Object tracking : In this part, an extended Kalman filter is used to track vehicles over time, based on the lidar detections fused with camera detections. Data association and track management are implemented as well.

The following diagram contains an outline of the data flow and of the individual steps that make up the algorithm.

Also, the project code contains various tasks, which are detailed step-by-step in the code. More information on the algorithm and on the tasks can be found in the Udacity classroom.

Project File Structure

📦project
┣ 📂dataset --> contains the Waymo Open Dataset sequences
┃
┣ 📂misc
┃ ┣ evaluation.py --> plot functions for tracking visualization and RMSE calculation
┃ ┣ helpers.py --> misc. helper functions, e.g. for loading / saving binary files
┃ ┗ objdet_tools.py --> object detection functions without student tasks
┃ ┗ params.py --> parameter file for the tracking part
┃
┣ 📂results --> binary files with pre-computed intermediate results
┃
┣ 📂student
┃ ┣ association.py --> data association logic for assigning measurements to tracks incl. student tasks
┃ ┣ filter.py --> extended Kalman filter implementation incl. student tasks
┃ ┣ measurements.py --> sensor and measurement classes for camera and lidar incl. student tasks
┃ ┣ objdet_detect.py --> model-based object detection incl. student tasks
┃ ┣ objdet_eval.py --> performance assessment for object detection incl. student tasks
┃ ┣ objdet_pcl.py --> point-cloud functions, e.g. for birds-eye view incl. student tasks
┃ ┗ trackmanagement.py --> track and track management classes incl. student tasks
┃
┣ 📂tools --> external tools
┃ ┣ 📂objdet_models --> models for object detection
┃ ┃ ┃
┃ ┃ ┣ 📂darknet
┃ ┃ ┃ ┣ 📂config
┃ ┃ ┃ ┣ 📂models --> darknet / yolo model class and tools
┃ ┃ ┃ ┣ 📂pretrained --> copy pre-trained model file here
┃ ┃ ┃ ┃ ┗ complex_yolov4_mse_loss.pth
┃ ┃ ┃ ┣ 📂utils --> various helper functions
┃ ┃ ┃
┃ ┃ ┗ 📂resnet
┃ ┃ ┃ ┣ 📂models --> fpn_resnet model class and tools
┃ ┃ ┃ ┣ 📂pretrained --> copy pre-trained model file here
┃ ┃ ┃ ┃ ┗ fpn_resnet_18_epoch_300.pth
┃ ┃ ┃ ┣ 📂utils --> various helper functions
┃ ┃ ┃
┃ ┗ 📂waymo_reader --> functions for light-weight loading of Waymo sequences
┃
┣ basic_loop.py
┣ loop_over_dataset.py

Installation Instructions for Running Locally

Cloning the Project

In order to create a local copy of the project, please click on "Code" and then "Download ZIP". Alternatively, you may of-course use GitHub Desktop or Git Bash for this purpose.

Python

The project has been written using Python 3.7. Please make sure that your local installation is equal or above this version.

Package Requirements

All dependencies required for the project have been listed in the file requirements.txt. You may either install them one-by-one using pip or you can use the following command to install them all at once: pip3 install -r requirements.txt

Waymo Open Dataset Reader

The Waymo Open Dataset Reader is a very convenient toolbox that allows you to access sequences from the Waymo Open Dataset without the need of installing all of the heavy-weight dependencies that come along with the official toolbox. The installation instructions can be found in tools/waymo_reader/README.md.

Waymo Open Dataset Files

This project makes use of three different sequences to illustrate the concepts of object detection and tracking. These are:

Sequence 1 : training_segment-1005081002024129653_5313_150_5333_150_with_camera_labels.tfrecord
Sequence 2 : training_segment-10072231702153043603_5725_000_5745_000_with_camera_labels.tfrecord
Sequence 3 : training_segment-10963653239323173269_1924_000_1944_000_with_camera_labels.tfrecord

To download these files, you will have to register with Waymo Open Dataset first: Open Dataset – Waymo, if you have not already, making sure to note "Udacity" as your institution.

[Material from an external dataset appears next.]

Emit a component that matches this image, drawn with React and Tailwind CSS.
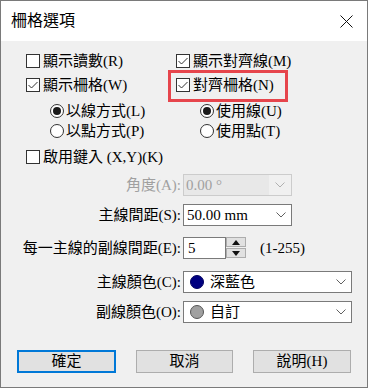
import React from 'react';

const font = { fontFamily: '"Liberation Serif", "Noto Sans CJK TC", serif' };

const Check = ({ checked }) => (
    <span className="w-[14px] h-[14px] border border-[#333] bg-white flex items-center justify-center shrink-0">
        {checked && (
            <svg width="12" height="12" viewBox="0 0 12 12">
                <path d="M1.5 6 L4.5 9 L10.5 3" fill="none" stroke="#333" strokeWidth="1" />
            </svg>
        )}
    </span>
);

const Radio = ({ checked }) => (
    <span className="w-[14px] h-[14px] rounded-full border border-[#333] bg-white flex items-center justify-center shrink-0">
        {checked && <span className="w-[8px] h-[8px] rounded-full bg-[#1a1a1a]" />}
    </span>
);

const Chevron = ({ color = '#606060' }) => (
    <svg width="10" height="6" viewBox="0 0 10 6">
        <path d="M0.5 0.5 L5 5 L9.5 0.5" fill="none" stroke={color} strokeWidth="1" />
    </svg>
);

const CheckRow = ({ checked, children }) => (
    <div className="h-6 flex items-center gap-[3px]">
        <Check checked={checked} />
        <span>{children}</span>
    </div>
);

const RadioRow = ({ checked, children }) => (
    <div className="h-5 flex items-center gap-[2px] pl-[24px]">
        <Radio checked={checked} />
        <span>{children}</span>
    </div>
);

const Label = ({ children, muted }) => (
    <span className={`w-[180px] text-right ${muted ? 'text-[#a0a0a0]' : 'text-black'}`}>{children}</span>
);

const Dot = ({ color, border }) => (
    <span className="w-[14px] h-[14px] rounded-full shrink-0" style={{ background: color, border: `1px solid ${border}` }} />
);

export default function App() {
    return (
        <div className="w-[368px] h-[388px] border border-[#7a7a7a] bg-[#f0f0f0] text-[15px] text-black flex flex-col leading-none" style={font}>
            {/* title bar */}
            <div className="h-[40px] bg-white flex items-center justify-between pl-[10px] pr-[14px] shrink-0">
                <span className="text-[16px]">柵格選項</span>
                <svg width="13" height="13" viewBox="0 0 13 13">
                    <path d="M0.5 0.5 L12.5 12.5 M12.5 0.5 L0.5 12.5" stroke="#111" strokeWidth="1" />
                </svg>
            </div>

            <div className="flex flex-col pt-[8px]">
                <div className="grid grid-cols-[150px_1fr] pl-[25px]">
                    <div className="flex flex-col">
                        <CheckRow checked={false}>顯示讀數(R)</CheckRow>
                        <CheckRow checked>顯示柵格(W)</CheckRow>
                        <div className="mt-[4px]">
                            <RadioRow checked>以線方式(L)</RadioRow>
                            <RadioRow checked={false}>以點方式(P)</RadioRow>
                        </div>
                    </div>
                    <div className="flex flex-col">
                        <CheckRow checked>顯示對齊線(M)</CheckRow>
                        <div className="relative">
                            <CheckRow checked>對齊柵格(N)</CheckRow>
                            <span className="absolute left-[-8px] top-[-3px] w-[120px] h-[32px] border-[3px] border-[#e6454c]" />
                        </div>
                        <div className="mt-[4px]">
                            <RadioRow checked>使用線(U)</RadioRow>
                            <RadioRow checked={false}>使用點(T)</RadioRow>
                        </div>
                    </div>
                </div>

                <div className="pl-[25px] mt-[4px]">
                    <CheckRow checked={false}>啟用鍵入 (X,Y)(K)</CheckRow>
                </div>

                {/* angle */}
                <div className="flex items-center gap-[2px] mt-[5px]">
                    <Label muted>角度(A):</Label>
                    <div className="w-[109px] h-[22px] border border-[#cccccc] bg-[#f0f0f0] flex items-center">
                        <span className="h-full flex-1 bg-[#e8e8e8] text-[#a0a0a0] flex items-center pl-[2px]">0.00 °</span>
                        <span className="w-[22px] flex justify-center"><Chevron color="#b0b0b0" /></span>
                    </div>
                </div>

                {/* main spacing */}
                <div className="flex items-center gap-[2px] mt-[8px]">
                    <Label>主線間距(S):</Label>
                    <div className="w-[109px] h-[22px] border border-[#7a7a7a] bg-white flex items-center justify-between pl-[3px] pr-[5px]">
                        <span>50.00 mm</span>
                        <Chevron />
                    </div>
                </div>

                {/* spin */}
                <div className="flex items-center gap-[2px] mt-[11px]">
                    <Label>每一主線的副線間距(E):</Label>
                    <div className="w-[43px] h-[22px] border border-[#7a7a7a] bg-white flex items-center pl-[4px]">5</div>
                    <div className="w-[20px] h-[22px] flex flex-col gap-[1px] -ml-[2px]">
                        <span className="h-[10px] bg-[#e1e1e1] border border-[#adadad] flex items-center justify-center">
                            <svg width="8" height="5" viewBox="0 0 8 5"><path d="M0 5 L4 0 L8 5 Z" fill="#111" /></svg>
                        </span>
                        <span className="h-[10px] bg-[#e1e1e1] border border-[#adadad] flex items-center justify-center">
                            <svg width="8" height="5" viewBox="0 0 8 5"><path d="M0 0 L4 5 L8 0 Z" fill="#111" /></svg>
                        </span>
                    </div>
                    <span className="ml-[12px]">(1-255)</span>
                </div>

                {/* colors */}
                <div className="flex items-center gap-[2px] mt-[12px]">
                    <Label>主線顏色(C):</Label>
                    <div className="w-[169px] h-[22px] border border-[#7a7a7a] bg-white flex items-center pl-[6px] pr-[5px]">
                        <Dot color="#000080" border="#000060" />
                        <span className="ml-[6px] flex-1">深藍色</span>
                        <Chevron />
                    </div>
                </div>
                <div className="flex items-center gap-[2px] mt-[8px]">
                    <Label>副線顏色(O):</Label>
                    <div className="w-[169px] h-[22px] border border-[#7a7a7a] bg-white flex items-center pl-[6px] pr-[5px]">
                        <Dot color="#a0a0a0" border="#555" />
                        <span className="ml-[6px] flex-1">自訂</span>
                        <Chevron />
                    </div>
                </div>

                {/* buttons */}
                <div className="flex items-center mt-[27px] pl-[16px] gap-[20px]">
                    <button className="w-[99px] h-[23px] border-2 border-[#0078d7] bg-[#e1e1e1]">確定</button>
                    <button className="w-[97px] h-[23px] border border-[#adadad] bg-[#e1e1e1]">取消</button>
                    <button className="w-[98px] h-[23px] border border-[#adadad] bg-[#e1e1e1]">說明(H)</button>
                </div>
            </div>
        </div>
    );
}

Once you have done so, please click here to access the Google Cloud Container that holds all the sequences. Once you have been cleared for access by Waymo (which might take up to 48 hours), you can download the individual sequences.

The sequences listed above can be found in the folder "training". Please download them and put the tfrecord-files into the dataset folder of this project.

Pre-Trained Models

The object detection methods used in this project use pre-trained models which have been provided by the original authors. They can be downloaded here (darknet) and here (fpn_resnet). Once downloaded, please copy the model files into the paths /tools/objdet_models/darknet/pretrained and /tools/objdet_models/fpn_resnet/pretrained respectively.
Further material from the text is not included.